AfD-Anhänger*innen haben ausgeprägten Pessimismus
Bei der Einschätzung dieser Frage gibt es erhebliche Unterschiede hinsichtlich der Parteipräferenz der Befragten. Die Anhänger*innen der AfD sind hinsichtlich ihrer Einschätzung der Chancen jüngerer Generationen besonders pessimistisch: 67 Prozent der Befragten mit dieser Parteipräferenz gehen von schlechten Zukunftsaussichten für die jüngere Generation aus. Darauf folgen Anhänger*innen der Linken (49,3 Prozent), der Grünen (45,3) und der SPD (44,7). Vergleichsweise optimistisch sind Anhänger*innen CDU/CSU – hier rechnen »nur« 37,1 Prozent mit schlechten Chancen – und der FDP – hier sind es 40,5 Prozent.
Empfehlungen an die Politik
Die Autor*innen der Untersuchung formulieren auf Grundlage dieser Ergebnisse zwei Empfehlungen an die Politik. Einerseits zeigen die Ergebnisse, dass viele Menschen in Deutschland ihre finanzielle Situation relativ zur Gesamtbevölkerung falsch einschätzen. »Bei den politisch aufgeladenen Debatten über Erbschafts- und Vermögensteuer etwa zeigt sich: Viele Menschen aus der Mitte der Gesellschaft glauben offenbar fälschlicherweise, sie seien von solchen Steuern direkt betroffen. Sie unterschätzen, wie relativ reich andere und wie relativ arm sie selbst sind«, erklärt Co-Autorin Sharon Baute. Die erste Handlungsempfehlung lautet daher, öffentliche Debatten vor allem für die besonders ungleiche Verteilung von Vermögen zu sensibilisieren und so zu einer besser informierten Wahrnehmung der Bürger*innen beizutragen.

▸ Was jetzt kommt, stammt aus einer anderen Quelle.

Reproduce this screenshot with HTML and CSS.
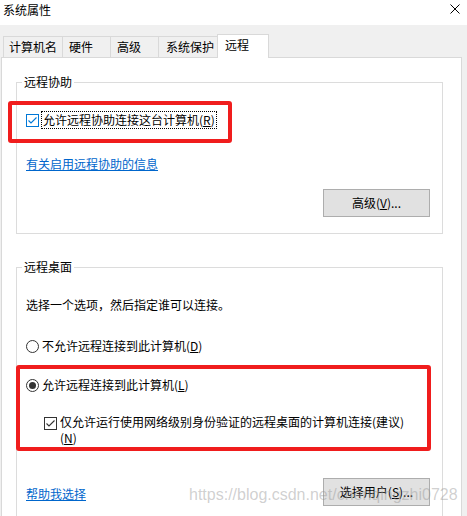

Andererseits zeigt die Untersuchung einen weithin verbreiteten Pessimismus hinsichtlich der langfristigen Entwicklungen von Ungleichheit in Deutschland und besonders im Hinblick auf die Zukunftsaussichten jüngerer Generationen. Hier scheint es zunächst paradox, dass die Befragten das Ausmaß von Ungleichheit unterschätzen, gleichzeitig aber übermäßig pessimistisch sind, was langfristige Trends und Aussichten angeht. Dieser scheinbare Widerspruch löst sich aber auf, wenn man bedenkt, dass die Meinungen zu Trends und Aussichten weniger auf der tatsächlichen Lebenserfahrung der Befragten basieren, sondern häufig durch politisch motiviertes »Framing« beeinflusst werden. Die zweite Handlungsempfehlung besteht daher darin, durch eine gezielte Ausrichtung von politischen Initiativen und der begleitenden Kommunikation auf Themen wie soziale Mobilität, Zukunftschancen, Innovation und Bildung dem grassierenden Zukunftspessimismus ein gewisses Maß an Zukunftsoptimismus entgegenzusetzen.
Methode:
Die Daten der Umfrage wurden im Rahmen einer Online-Befragung der über-18-jährigen Wohnbevölkerung in Deutschland durch die Umfragefirma Kantar erhoben. Die Erhebung fand zwischen dem 14. November und 2. Dezember 2022 statt. Insgesamt nahmen 6.319 Befragte teil.